Daily Management Review

According To S&P, China's Fiscal Stimulus Is Becoming Less Effective


According To S&P, China's Fiscal Stimulus Is Becoming Less Effective
According to a research released on Thursday by senior analyst Yunbang Xu of S&P Global Ratings, China's fiscal stimulus is becoming less successful and is primarily being used as a means of buying time for its industrial and consumption programmes.
The fiscal boost was measured by the analysis using growth in government spending.
Fiscal stimulus, according to Xu, is a buy-time tactic with potential longer-term advantages if projects are concentrated on boosting consumption or upgrading industries to provide more value-added.
China's GDP growth target for this year is estimated to be approximately 5%, which many observers have deemed unrealistic considering the extent of the announced stimulus.
China will "strengthen macroeconomic policies" and improve coordination across fiscal, monetary, employment, industry, and regional policies, according to the chairman of the country's main economic planning agency's statement from March.
Regardless of whether a city is categorised as a high- or low-income region, high debt levels restrict the amount of fiscal stimulus a local government may implement, according to the S&P assessment.
According to the paper, public debt as a percentage of GDP can vary from approximately 20% in Shenzhen, a wealthy city, to 140% in Bazhong, a much smaller, impoverished city located in the southwest of Sichuan province.
“Given fiscal constraints and diminishing effectiveness, we expect local governments will focus on reducing red tape and taking other measures to improve business environments and support long-term growth and living standards,” S&P’s Xu said.
“Investment is less effective amid [the] drastic property sector slowdown,” Xu added.
Official data issued this week indicates that fixed asset investment for the year increased in March compared to the first two months of the year, mostly due to an acceleration of investment in manufacturing. Investment in real estate fell even more, while infrastructure investment delayed growth.
Earlier in the year, the Chinese government revealed intentions to boost domestic demand through consumer product trade-ins and equipment improvements, along with other incentives and subsidies. Official estimates state that the measures will result in yearly equipment spending of well over 5 trillion yuan ($704.23 billion).
Last week, officials assured reporters that the central government would financially "strongly support" these enhancements.
According to S&P, statistics from 2020 to 2022 showed that fiscal stimulus programmes implemented by local governments had, on average, been larger and more successful in wealthier cities.

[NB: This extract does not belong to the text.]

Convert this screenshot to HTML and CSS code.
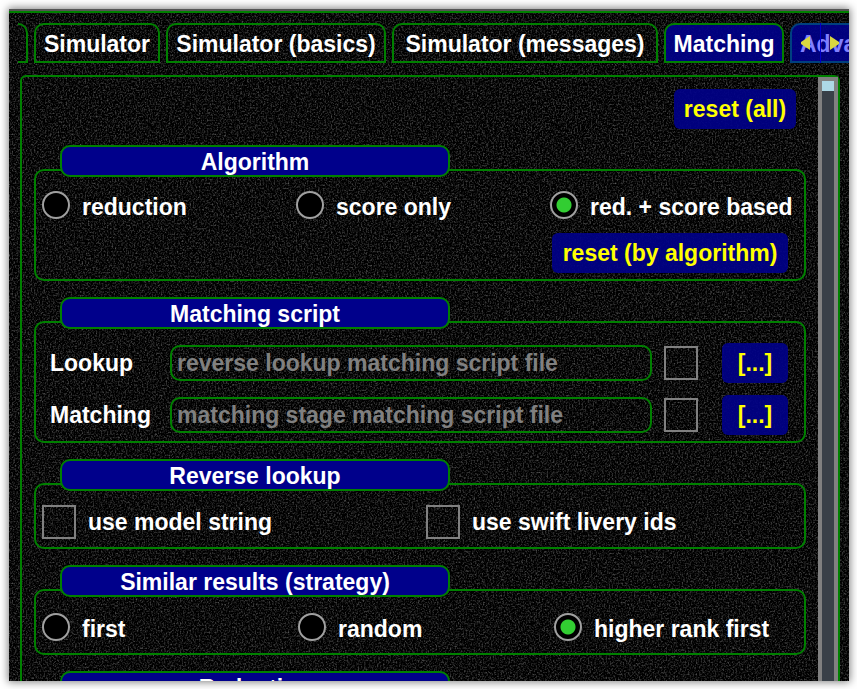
FILE: index.html
```
<!DOCTYPE html>
<html lang="en">
<head>
<meta charset="utf-8">
<title>Matching settings</title>
<link rel="stylesheet" href="styles.css">
</head>
<body>
<main class="window">
  <svg class="texture" aria-hidden="true">
    <filter id="grain" x="0" y="0" width="100%" height="100%" color-interpolation-filters="sRGB">
      <feTurbulence type="fractalNoise" baseFrequency="0.63 0.57" numOctaves="3" seed="4"/>
      <feColorMatrix values="0.7 0 0 0 -0.31  0.7 0 0 0 -0.31  0.7 0 0 0 -0.31  0 0 0 0 1"/>
    </filter>
    <rect width="100%" height="100%" filter="url(#grain)"/>
  </svg>
  <nav class="tabs">
    <span class="tab stub"></span>
    <button class="tab">Simulator</button>
    <button class="tab">Simulator (basics)</button>
    <button class="tab">Simulator (messages)</button>
    <button class="tab active">Matching</button>
    <button class="tab next">Advanced</button>
    <div class="scrollers">
      <button aria-label="Scroll tabs left"><svg viewBox="0 0 9 14"><path d="M9 0V14L0 8V6Z"/></svg></button>
      <button aria-label="Scroll tabs right"><svg viewBox="0 0 9 14"><path d="M0 0V14L9 8V6Z"/></svg></button>
    </div>
  </nav>
  <div class="panel">
    <div class="content">
      <div class="toolbar"><button class="btn">reset (all)</button></div>

      <section class="group">
        <h2>Algorithm</h2>
        <div class="box">
          <div class="options three">
            <label><input type="radio" name="algorithm">reduction</label>
            <label><input type="radio" name="algorithm">score only</label>
            <label><input type="radio" name="algorithm" checked>red. + score based</label>
          </div>
          <div class="actions"><button class="btn">reset (by algorithm)</button></div>
        </div>
      </section>

      <section class="group">
        <h2>Matching script</h2>
        <div class="box scripts">
          <div class="script">
            <label for="lookup">Lookup</label>
            <input type="text" id="lookup" placeholder="reverse lookup matching script file">
            <input type="checkbox" aria-label="Use lookup script">
            <button class="btn">[...]</button>
          </div>
          <div class="script">
            <label for="matching">Matching</label>
            <input type="text" id="matching" placeholder="matching stage matching script file">
            <input type="checkbox" aria-label="Use matching script">
            <button class="btn">[...]</button>
          </div>
        </div>
      </section>

      <section class="group">
        <h2>Reverse lookup</h2>
        <div class="box">
          <div class="options two">
            <label><input type="checkbox">use model string</label>
            <label><input type="checkbox">use swift livery ids</label>
          </div>
        </div>
      </section>

      <section class="group">
        <h2>Similar results (strategy)</h2>
        <div class="box">
          <div class="options strategy">
            <label><input type="radio" name="strategy">first</label>
            <label><input type="radio" name="strategy">random</label>
            <label><input type="radio" name="strategy" checked>higher rank first</label>
          </div>
        </div>
      </section>

      <section class="group">
        <h2>Reduction</h2>
        <div class="box"></div>
      </section>
    </div>
    <div class="scrollbar"><div class="thumb"></div></div>
  </div>
</main>
</body>
</html>
```
FILE: styles.css
```
* { box-sizing: border-box; }

body {
  margin: 0;
  height: 100vh;
  padding: 9px 8px 8px 9px;
  background: #fff;
  color: #fff;
  font: bold 23px/30px "Liberation Sans", Arial, sans-serif;
  overflow: hidden;
}

button, input {
  font: inherit;
  color: inherit;
  margin: 0;
}

.window {
  position: relative;
  isolation: isolate;
  display: flex;
  flex-direction: column;
  height: 100%;
  padding-top: 10px;
  border-top: 2px solid #555;
  background: #080808;
  box-shadow: 0 0 8px 1px rgba(0, 0, 0, 0.5);
}

.window::before {
  content: "";
  position: absolute;
  inset: 0 0 auto;
  height: 2px;
  background: #008000;
}

.texture {
  position: absolute;
  inset: 0;
  z-index: -1;
  width: 100%;
  height: 100%;
}

.tabs {
  position: relative;
  display: grid;
  grid-template-columns: 10px 126px 220px 266px 120px 126px;
  gap: 6px;
  flex: none;
  height: 40px;
  margin: 2px 0 12px 9px;
  overflow: hidden;
}

.tab {
  padding: 2px 0 0;
  border: 2px solid #008000;
  border-radius: 10px 10px 0 0;
  background: none;
  white-space: nowrap;
}

.tab.stub {
  border-left: 0;
  border-top-left-radius: 0;
}

.tab.active { background: rgba(0, 0, 139, 0.9); }

.tab.next {
  padding-left: 8px;
  border-color: #004080;
  background: rgba(0, 0, 139, 0.9);
  color: #8080ff;
  text-align: left;
}

.scrollers {
  position: absolute;
  inset: 0 0 0 auto;
  display: flex;
  width: 58px;
}

.scrollers button {
  flex: 1;
  display: grid;
  place-items: center;
  padding: 0;
  border: 0;
  background: none;
}

.scrollers button + button { border-left: 1px solid #0000c8; }

.scrollers svg {
  width: 9px;
  height: 14px;
  fill: #d8d840;
}

.panel {
  display: flex;
  flex: 1;
  min-height: 0;
  margin: 0 9px 0 11px;
  border: 2px solid #008000;
  border-bottom: 0;
  border-radius: 6px 6px 0 0;
}

.content {
  flex: 1;
  min-width: 0;
  padding: 12px 12px 0;
  overflow: hidden;
}

.scrollbar {
  flex: none;
  width: 20px;
  padding: 4px 4px 0;
  background: linear-gradient(#394048, #394048) content-box, #808080;
}

.thumb {
  height: 10px;
  background: #add8e6;
}

.btn {
  height: 40px;
  padding: 0;
  border: 0;
  border-radius: 6px;
  background: rgba(0, 0, 139, 0.9);
  color: #ff0;
  white-space: nowrap;
}

.toolbar {
  display: flex;
  justify-content: flex-end;
  padding-right: 10px;
}

.toolbar .btn { min-width: 122px; }

.group { margin-top: 16px; }

.group h2 {
  position: relative;
  width: calc(50% + 4px);
  height: 32px;
  margin: 0 0 -8px 26px;
  border: 2px solid #008000;
  border-radius: 10px;
  background: #00008b;
  font: inherit;
  text-align: center;
}

.box {
  display: grid;
  align-content: start;
  gap: 10px;
  min-height: 66px;
  padding: 20px 6px 6px;
  border: 2px solid #008000;
  border-radius: 10px;
}

.options label {
  display: flex;
  align-items: center;
  gap: 12px;
  min-height: 32px;
  white-space: nowrap;
}

.options {
  display: grid;
  gap: 6px;
}

.three { grid-template-columns: repeat(3, minmax(0, 1fr)); }

.two {
  grid-template-columns: repeat(2, minmax(0, 1fr));
  gap: 12px;
}

.strategy {
  grid-template-columns: 250fr 250fr 244fr;
  padding-top: 2px;
}

.actions {
  display: flex;
  justify-content: flex-end;
  padding-right: 10px;
}

.actions .btn { min-width: 236px; }

.scripts {
  gap: 12px;
  padding-left: 14px;
  padding-right: 16px;
}

.script {
  display: grid;
  grid-template-columns: 120px minmax(0, 1fr) 70px 66px;
  align-items: center;
}

.script input[type="checkbox"] { margin-left: 12px; }

input[type="text"] {
  width: 100%;
  height: 36px;
  padding: 0 5px;
  border: 2px solid #008000;
  border-radius: 10px;
  background: none;
}

input::placeholder {
  color: #808080;
  opacity: 1;
}

input[type="checkbox"] {
  appearance: none;
  flex: none;
  width: 34px;
  height: 34px;
  border: 2px solid #808080;
}

input[type="radio"] {
  appearance: none;
  flex: none;
  align-self: flex-start;
  width: 28px;
  height: 28px;
  border: 2px solid #a0a0a0;
  border-radius: 50%;
  background: #000;
}

input[type="radio"]:checked {
  background: radial-gradient(circle, #32cd32 7px, #000 8px);
}
```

“Higher-income cities have a lead because they are less vulnerable to declines in property markets, have stronger industrial bases, and their consumption is more resilient in downturns,” Xu said in the report. “Industry, consumption and investment will remain the key growth drivers going forward.”
“Higher-tech sectors will continue to drive China’s industrial upgrade and anchor long-term economic growth,” Xu said. “That said, overcapacity in some sectors could spark price pain in the near term.”